With the exodus from the office to “working from anywhere” and migrating on-premise, mission-critical business applications to the cloud and “centres of data”, the enterprises’ traditional networking and perimeter-based security infrastructure has been increasingly insufficient to support this new digital shift. Just this year, APAC experienced a petrifying upsurge of 168 percent increase in cyberattacks. Accompanied by an expensive price tag, malicious attacks have costed Singapore organisations a loss of around S$58 million in 2018 and costed the Thai economy 2.2% of the country’s total GDP. How can organisations avoid history from repeating itself, while advancing in a digital-first era?
Two years ago, Gartner first coined the term “SASE” in its “The Future of Network Security in the Cloud” seminal report. While there has been misapprehension that SASE is a new technology, it is not. SASE is “the combination of WAN transformation and security transformation at the edge to enable enterprises to realise all of the benefits – the promises – of moving applications and workloads to the cloud”.
In ensuring that the IT infrastructure is secure and modern, SASE has gained in popularity worldwide. 40 percent of digital-first enterprises are looking towards implementing SASE as part of their IT infrastructure by 2024, an increase from less than one percent in 2018.
Looming enterprise-specific challenges
The goal to seamlessly adopt and effortlessly integrate SASE in an enterprise’s IT infrastructure is no-easy feat.
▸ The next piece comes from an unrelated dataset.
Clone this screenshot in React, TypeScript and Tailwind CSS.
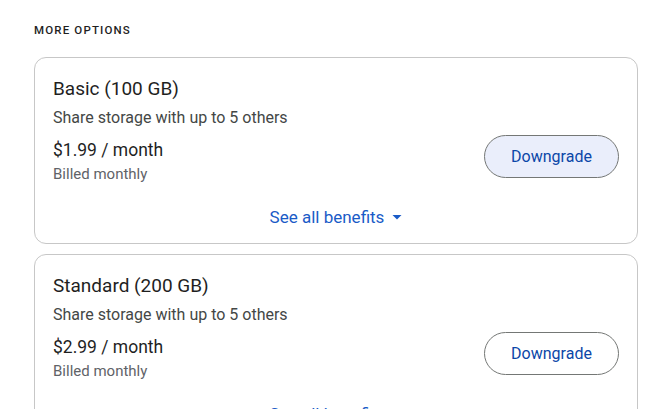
import React from "react";

interface Plan {
  name: string;
  price: string;
  highlighted?: boolean;
}

const plans: Plan[] = [
  { name: "Basic (100 GB)", price: "$1.99 / month", highlighted: true },
  { name: "Standard (200 GB)", price: "$2.99 / month" },
];

function CaretDown() {
  return (
    <svg className="w-[10px] h-[10px] ml-[8px]" viewBox="0 0 10 10" fill="currentColor">
      <path d="M0.5 3h9L5 7.5z" />
    </svg>
  );
}

function PlanCard({ plan }: { plan: Plan }) {
  return (
    <div className="rounded-[12px] border border-[#c7c7c7] bg-white pt-[18px] pb-[14px] px-[18px]">
      <div className="flex items-end justify-between">
        <div className="flex flex-col">
          <p className="text-[19px] leading-[26px] text-[#1f1f1f]">{plan.name}</p>
          <p className="mt-[5px] text-[16px] leading-[22px] text-[#444746]">
            Share storage with up to 5 others
          </p>
          <p className="mt-[9px] text-[17.5px] leading-[24px] text-[#1f1f1f]">{plan.price}</p>
          <p className="mt-[2px] text-[15px] leading-[20px] text-[#5f6368]">Billed monthly</p>
        </div>
        <button
          className={`mb-[6px] h-[43px] w-[135px] rounded-full border border-[#747775] text-[16px] text-[#0b47a8] ${
            plan.highlighted ? "bg-[#eaeefb]" : "bg-white"
          }`}
        >
          Downgrade
        </button>
      </div>
      <div className="mt-[21px] flex items-center justify-center text-[17px] leading-[24px] text-[#1a5bc7]">
        See all benefits
        <CaretDown />
      </div>
    </div>
  );
}

export default function App() {
  return (
    <div className="min-h-screen bg-white pl-[34px] pr-[32px] pt-[22px] font-['Roboto',sans-serif]">
      <p className="text-[11.5px] leading-[16px] font-medium tracking-[0.1em] text-[#1f1f1f]">
        MORE OPTIONS
      </p>
      <div className="mt-[19px] flex flex-col gap-[10px]">
        {plans.map((plan) => (
          <PlanCard key={plan.name} plan={plan} />
        ))}
      </div>
    </div>
  );
}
IT teams may not be fully prepared for the revitalising changes, facing two major roadblocks during the digital transformation journey – A cultural challenge and architectural challenges.
Firstly, Network Operations (NetOps) and Security Operations (SecOps) teams are still operating in silos for many organisations. The isolated technical operations create limited collaboration across these two key teams. As cross-collaboration remains crucial for a successful SASE framework implementation, the lack of alliance and participation from either team hinder this possibility.
Next, SASE is still in its nascent stages, where there is prevalent disparity in vendors’ offerings. For instance, legacy hardware vendors with backgrounds in either field may not necessarily be the best SASE vendor choice, as they may lack expertise in the other field. A true cloud-native mindset is crucial in a SASE-enabled architecture to ensure optimal integration capabilities.
Only by addressing the two challenges, enterprises are able to enjoy the full advantages of a SASE framework – an improvement in business productivity and customer satisfaction, increase in IT efficiency and overall reduction of WAN and security costs, coupled with consistent security policy enforcement across the enterprise, among others.
Unlocking the best-of-breed with multiple vendors
Aside from tackling enterprise-specific challenges, enterprises ought to aspire for a multi-vendor strategy. Understandably, no single vendor can assure the breadth and depth of features and capabilities required to deliver best-in-class network and security technologies across a single platform. Only with a multi-vendor partnering strategy, enterprises are able to unlock the freedom of choice, to evaluate and integrate cloud-delivered security services, while ensuring continuity in their current vendor partnerships. Enterprises can also avoid committing to proprietary solutions from a single-vendor or settle for ineffectual features and functionality.
In similar sentiments when fortifying IT infrastructure, 71 percent of global respondents in a Ponemon Institute research indicated that a best-of-breed, cloud-delivered security solution is preferred, deploying both SD-WAN and cloud-delivered security with vendors of their choice for a SASE architecture. As APAC’s digitalised spending is expected to reach US$1.2 trillion by 2022, organisations need to be stead-fast in addressing enterprise-specific challenges and prioritise digitalisation efforts with a multi-vendor approach. With a “best-of-breed” SASE integration that encompasses both a modernised networking infrastructure and enhanced security capabilities, enterprises can future-proof their IT infrastructure, mitigate cyberthreats and advance in a digital-first, hybrid-normal era.